Abstract

Sixty percent of patients with colorectal cancer (CRC) are afflicted with distant metastases (liver or lung metastatic process) or a local relapse of malignancy (Bird et al., 2006). The possibilities of surgical and oncological treatment of this disease offer us a large spectrum of treatments including the combination of surgical procedures and consecutive oncological treatments. In the case of radical surgical therapy we can consider the curative access. The main medical problem of CRC is the high rate of recurrences after radically performed surgical therapy.
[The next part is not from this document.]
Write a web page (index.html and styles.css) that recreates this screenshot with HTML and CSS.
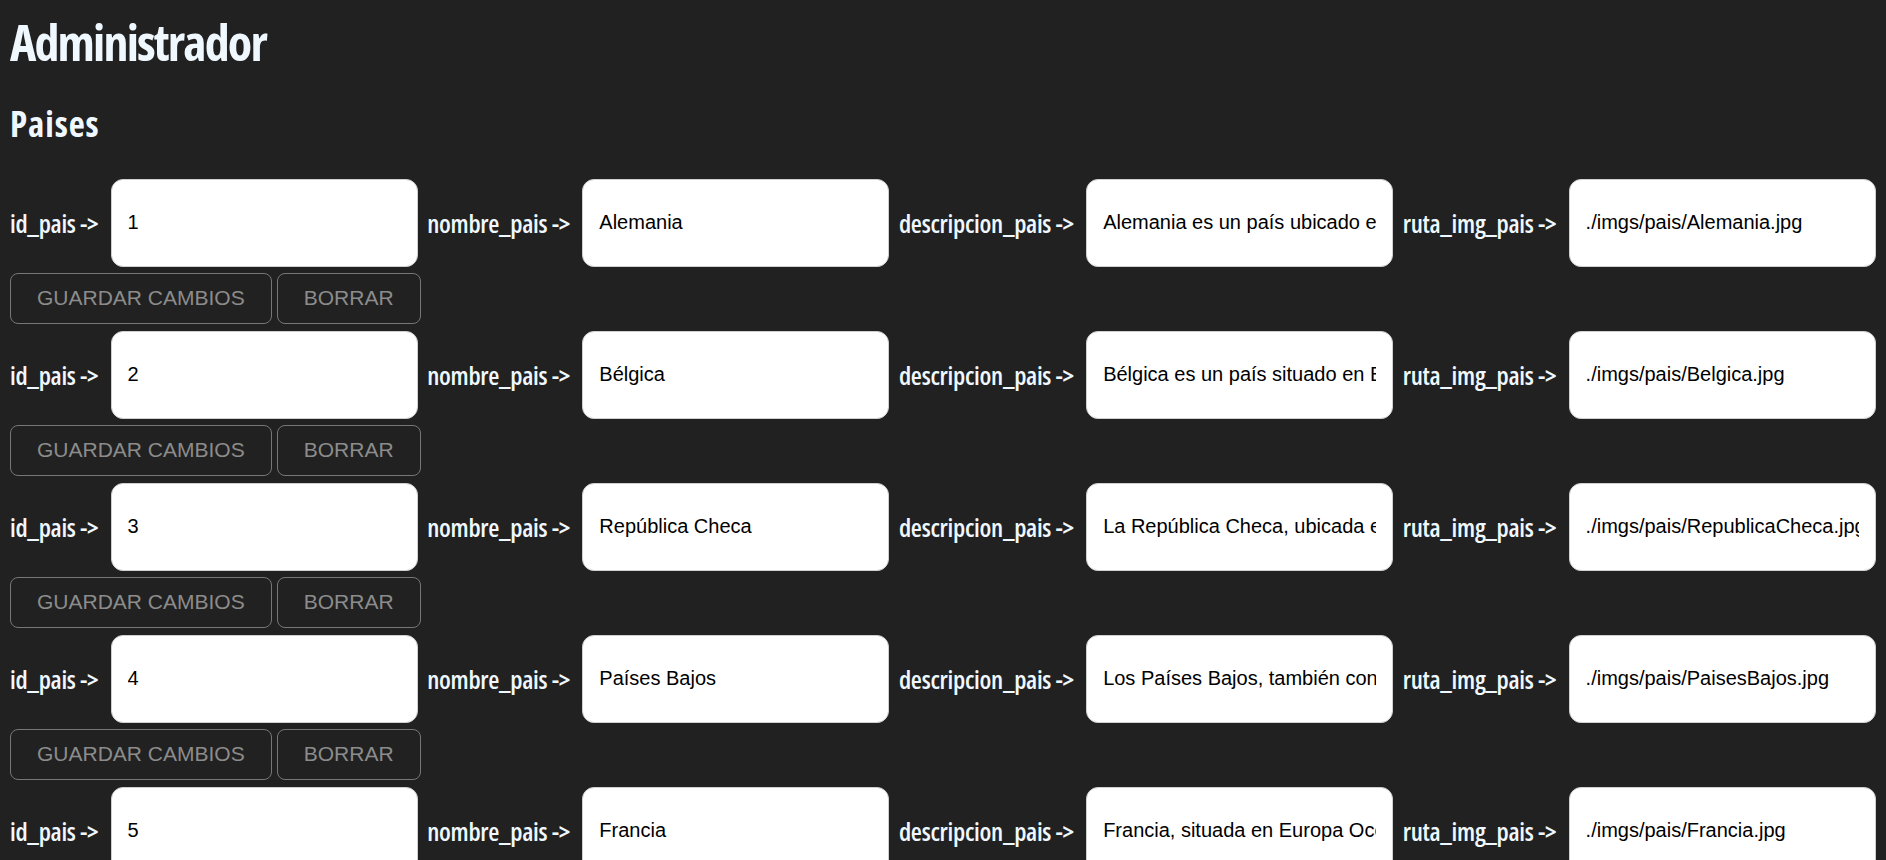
FILE: index.html
```html
<!DOCTYPE html>
<html lang="es">
<head>
<meta charset="utf-8">
<title>Administrador</title>
<link rel="stylesheet" href="styles.css">
</head>
<body>
<h1 class="titulo">Administrador</h1>
<h2 class="subtitulo">Paises</h2>
<div class="lista">
  <div class="registro">
    <div class="campos">
      <label class="etiqueta">id_pais -&gt;</label><input class="campo" type="text" value="1">
      <label class="etiqueta">nombre_pais -&gt;</label><input class="campo" type="text" value="Alemania">
      <label class="etiqueta">descripcion_pais -&gt;</label><input class="campo" type="text" value="Alemania es un país ubicado en Europa Central, conocido por su historia y cultura.">
      <label class="etiqueta">ruta_img_pais -&gt;</label><input class="campo" type="text" value="./imgs/pais/Alemania.jpg">
    </div>
    <div class="acciones"><button class="boton">GUARDAR CAMBIOS</button><button class="boton">BORRAR</button></div>
  </div>
  <div class="registro">
    <div class="campos">
      <label class="etiqueta">id_pais -&gt;</label><input class="campo" type="text" value="2">
      <label class="etiqueta">nombre_pais -&gt;</label><input class="campo" type="text" value="Bélgica">
      <label class="etiqueta">descripcion_pais -&gt;</label><input class="campo" type="text" value="Bélgica es un país situado en Europa Occidental, famoso por su chocolate.">
      <label class="etiqueta">ruta_img_pais -&gt;</label><input class="campo" type="text" value="./imgs/pais/Belgica.jpg">
    </div>
    <div class="acciones"><button class="boton">GUARDAR CAMBIOS</button><button class="boton">BORRAR</button></div>
  </div>
  <div class="registro">
    <div class="campos">
      <label class="etiqueta">id_pais -&gt;</label><input class="campo" type="text" value="3">
      <label class="etiqueta">nombre_pais -&gt;</label><input class="campo" type="text" value="República Checa">
      <label class="etiqueta">descripcion_pais -&gt;</label><input class="campo" type="text" value="La República Checa, ubicada en el corazón de Europa, es famosa por Praga.">
      <label class="etiqueta">ruta_img_pais -&gt;</label><input class="campo" type="text" value="./imgs/pais/RepublicaCheca.jpg">
    </div>
    <div class="acciones"><button class="boton">GUARDAR CAMBIOS</button><button class="boton">BORRAR</button></div>
  </div>
  <div class="registro">
    <div class="campos">
      <label class="etiqueta">id_pais -&gt;</label><input class="campo" type="text" value="4">
      <label class="etiqueta">nombre_pais -&gt;</label><input class="campo" type="text" value="Países Bajos">
      <label class="etiqueta">descripcion_pais -&gt;</label><input class="campo" type="text" value="Los Países Bajos, también conocidos como Holanda, son famosos por sus canales.">
      <label class="etiqueta">ruta_img_pais -&gt;</label><input class="campo" type="text" value="./imgs/pais/PaisesBajos.jpg">
    </div>
    <div class="acciones"><button class="boton">GUARDAR CAMBIOS</button><button class="boton">BORRAR</button></div>
  </div>
  <div class="registro">
    <div class="campos">
      <label class="etiqueta">id_pais -&gt;</label><input class="campo" type="text" value="5">
      <label class="etiqueta">nombre_pais -&gt;</label><input class="campo" type="text" value="Francia">
      <label class="etiqueta">descripcion_pais -&gt;</label><input class="campo" type="text" value="Francia, situada en Europa Occidental, es conocida por su arte y gastronomía.">
      <label class="etiqueta">ruta_img_pais -&gt;</label><input class="campo" type="text" value="./imgs/pais/Francia.jpg">
    </div>
    <div class="acciones"><button class="boton">GUARDAR CAMBIOS</button><button class="boton">BORRAR</button></div>
  </div>
</div>
</body>
</html>
```
FILE: styles.css
```css
html, body {
  margin: 0;
  padding: 0;
  background: #212121;
}
body {
  padding: 0 10px;
  color: #f0f8ff;
  font-family: "Open Sans", "Liberation Sans", sans-serif;
  font-stretch: 75%;
  overflow: hidden;
}
.titulo {
  margin: 16.5px 0 0;
  font-size: 50px;
  line-height: 50px;
  font-weight: 700;
  letter-spacing: -1.85px;
}
.subtitulo {
  margin: 39.4px 0 0;
  font-size: 35px;
  line-height: 35px;
  font-weight: 700;
  letter-spacing: 0.9px;
}
.lista {
  margin-top: 38px;
}
.campos {
  display: flex;
  align-items: center;
  height: 88px;
}
.etiqueta {
  flex: none;
  font-size: 25.5px;
  font-weight: 600;
  letter-spacing: -0.3px;
  margin-right: 12.4px;
  white-space: nowrap;
}
.campo {
  flex: none;
  box-sizing: border-box;
  width: 307px;
  height: 88px;
  margin: 0 9.6px 0 0;
  padding: 0 16px;
  border: 1px solid #d0d0d0;
  border-radius: 12px;
  background: #fff;
  color: #000;
  font-family: "Liberation Sans", Arial, sans-serif;
  font-stretch: normal;
  font-size: 20px;
  outline: none;
}
.acciones {
  display: flex;
  gap: 5px;
  margin: 6px 0 7px;
}
.boton {
  box-sizing: border-box;
  height: 51px;
  padding: 0 26px;
  border: 1px solid #777;
  border-radius: 8px;
  background: transparent;
  color: #8c8c8c;
  font-family: "Liberation Sans", Arial, sans-serif;
  font-stretch: normal;
  font-size: 21px;
}
```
The operability of recurrence is only about 30% in the case of local relapse and 20% in the case of distant metastases (Coleman et al., 2008; Kobayashi et al., 2007). The second dominant problem is the early recurrence of CRC after radical surgical treatment, when the patients undergo a difficult and exhausting procedure with a high risk of perioperative complications without any significant differences in overall survival against modern palliative therapy (Van den Eynde & Hendlisz, 2009). Contemporary clinical and histopathological prognostic factors (staging, grading, etc.) used for the detection of patients with a high risk of relapse and a short overall survival rate and for the indication of adjuvant oncological treatment after radical surgery are not sufficient. Tumor infiltrating lymphocytes (TIL) were described as a good prognostic factor for patients with a high risk of relapse. They are critical indicators of efficient antitumor immunological response. Their number, type and morphology of TIL cells determine resulting tumor prognosis (Atreya & Neurath, 2008; Galon et al., 2006). They could be connected also with the suppression of micrometastatical disease after radical surgery (Gajewski et al., 2006; Pages et al., 2005). We can recognize either the type of immune cells or distinguish their morphological aspects (infiltration of any part of tumor or surrounding of tumor or tributary lymph nodes) (Talmadge et al., 2007).